The blog post for July 23, 2016 is a continuation of the series based on the concept “It’s all about relationships,” the theme from a conference attended three years ago that related seven principles that can be universally applied to “launch, challenge, and grow relationships.” These principles can be universally applied in achieving and maintaining successful relationships, but they can also be specifically applied in race relations, a critically important area in America today.

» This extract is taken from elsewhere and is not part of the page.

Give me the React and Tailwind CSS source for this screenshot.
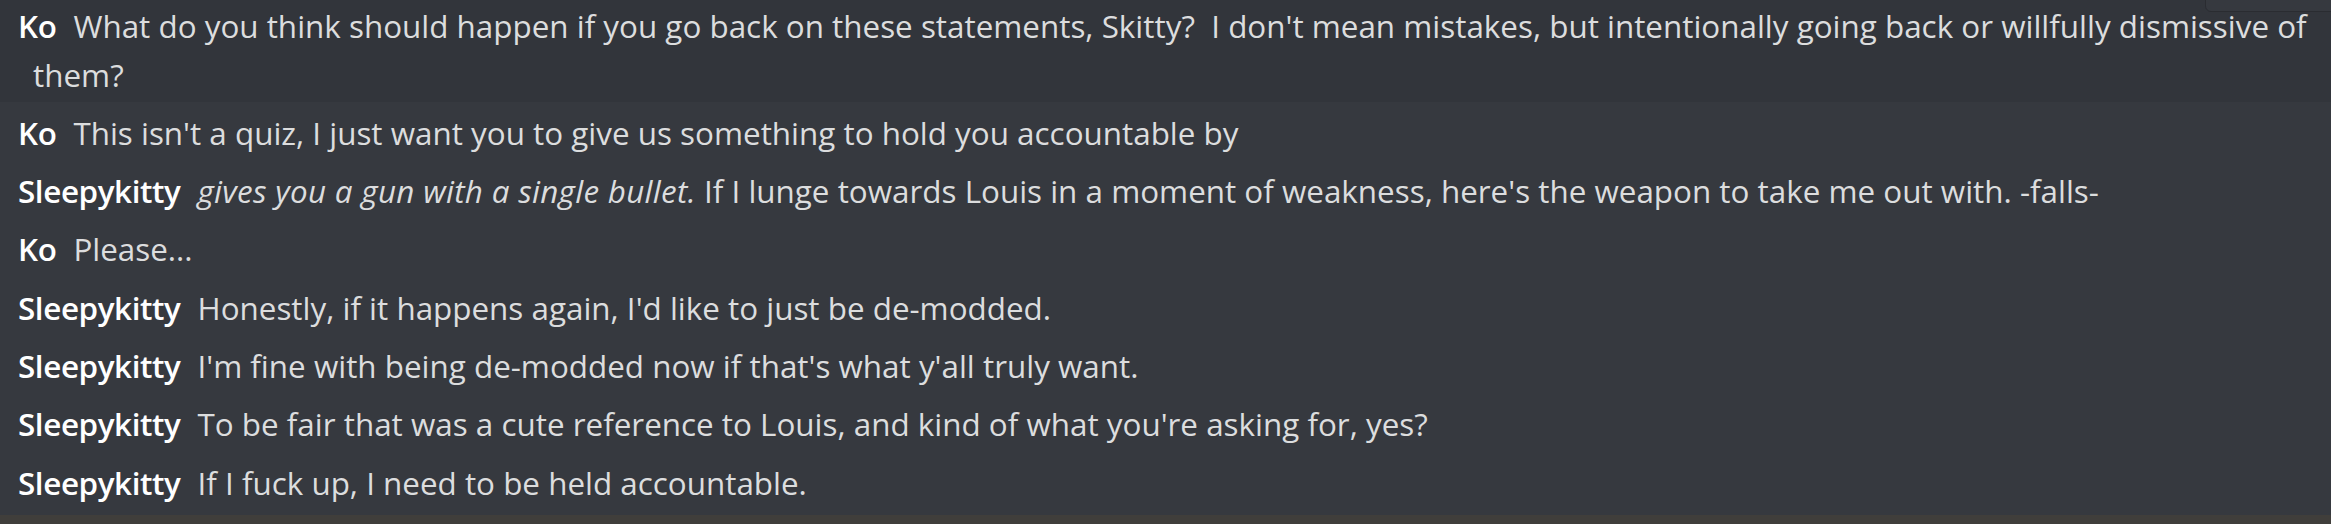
import React from "react";

const rows = [
  { name: "Ko", text: "What do you think should happen if you go back on these statements, Skitty?  I don't mean mistakes, but intentionally going back or willfully dismissive of them?", hover: true },
  { name: "Ko", text: "This isn't a quiz, I just want you to give us something to hold you accountable by" },
  { name: "Sleepykitty", italic: "gives you a gun with a single bullet.", text: " If I lunge towards Louis in a moment of weakness, here's the weapon to take me out with. -falls-" },
  { name: "Ko", text: "Please..." },
  { name: "Sleepykitty", text: "Honestly, if it happens again, I'd like to just be de-modded." },
  { name: "Sleepykitty", text: "I'm fine with being de-modded now if that's what y'all truly want." },
  { name: "Sleepykitty", text: "To be fair that was a cute reference to Louis, and kind of what you're asking for, yes?" },
  { name: "Sleepykitty", text: "If I fuck up, I need to be held accountable." },
];

export default function App() {
  return (
    <div
      className="w-[2331px] h-[524px] overflow-hidden flex flex-col bg-[#36393f]"
      style={{ fontFamily: '"Open Sans", "Noto Sans", sans-serif' }}
    >
      <div className="flex-1 flex flex-col -mt-[5px]">
        {rows.map((r, i) => (
          <div
            key={i}
            className={
              "relative pt-[5.5px] pb-[3.8px] pl-[33px] pr-[20px] text-[31.4px] leading-[49px] " +
              (r.hover ? "bg-[#32353b]" : "")
            }
          >
            <p className="-indent-[15px] whitespace-pre-wrap text-[#dcddde]">
              <span className="font-semibold text-white tracking-[-0.4px] mr-[17px]">{r.name}</span>
              {r.italic ? <em className="italic tracking-[0.3px]">{r.italic}</em> : null}
              {r.text}
            </p>
            {r.hover ? (
              <div className="absolute top-[-28px] right-[-20px] w-[146px] h-[45px] rounded-[6px] border border-[#2a2c31] bg-[#36393f]" />
            ) : null}
          </div>
        ))}
      </div>
      <div className="h-[9px] bg-[#403e3b]" />
    </div>
  );
}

These seven principles are related to verbs that connote action when specifically applied in terms of what should be done to “one another.” The reciprocal pronoun used in the plural carries the notion of a group of people acting upon themselves, i.e., upon one another. For example, we are to “love another and so forth. . .”

1) Love

2) Honor

3)  Forgive

4)  Encourage

5)  Admonish

6)  Serve

7)  Make peace

Earlier posts have discussed the first two principles, and today we will talk about the third:

Forgive one another

The Verse of the Day posted on June 26, 2016 centered on Leviticus 18:19 (AMP):

You shall not take revenge nor bear any grudge against the sons of your people, but you shall love your neighbor (acquaintance, associate, companion) as yourself; I am the Lord.

The expression to “not take revenge nor bear any grudge” is “to forgive,” and most remarkably, June 26 is National Forgiveness Day, a designated time to forgive and be forgiven. In some sense every day could be seen as Forgiveness Day, not only in America but across the globe. Some of the following comments are extracted and expanded from that blog entry:

Forgiveness, a vitally important concept in Christianity, is described as a two-way street. This virtue is eloquently expressed in the Lord’s Prayer: “Forgive us our trespasses, as we forgive those who trespass against us. . . .” The subject is connected to some of the last words that Jesus Christ, who was also brutally slain, as he spoke before his death on the cross: “Father, forgive them, for they know not what they do.”

In addition, Paul also exhorts believers to “be kind one to another, tenderhearted, forgiving one another, even as God for Christ’s sake has forgiven you.” Dr. Arch Hart, Christian psychologist, offers a definition of forgiveness that seems to be particularly applicable in the situations with where one individual has hurt another in some way: “Forgiveness is giving up my right to hurt you for hurting me.”

James E. Hurst cites Dr. Sidney Simon who offers this definition of this critical concept:

“Forgiveness is freeing up and putting to better use the energy once consumed by holding grudges, harboring resentments, and nursing unhealed wounds. It is rediscovering the strengths we always had and relocating our limitless capacity to understand and accept other people and ourselves.”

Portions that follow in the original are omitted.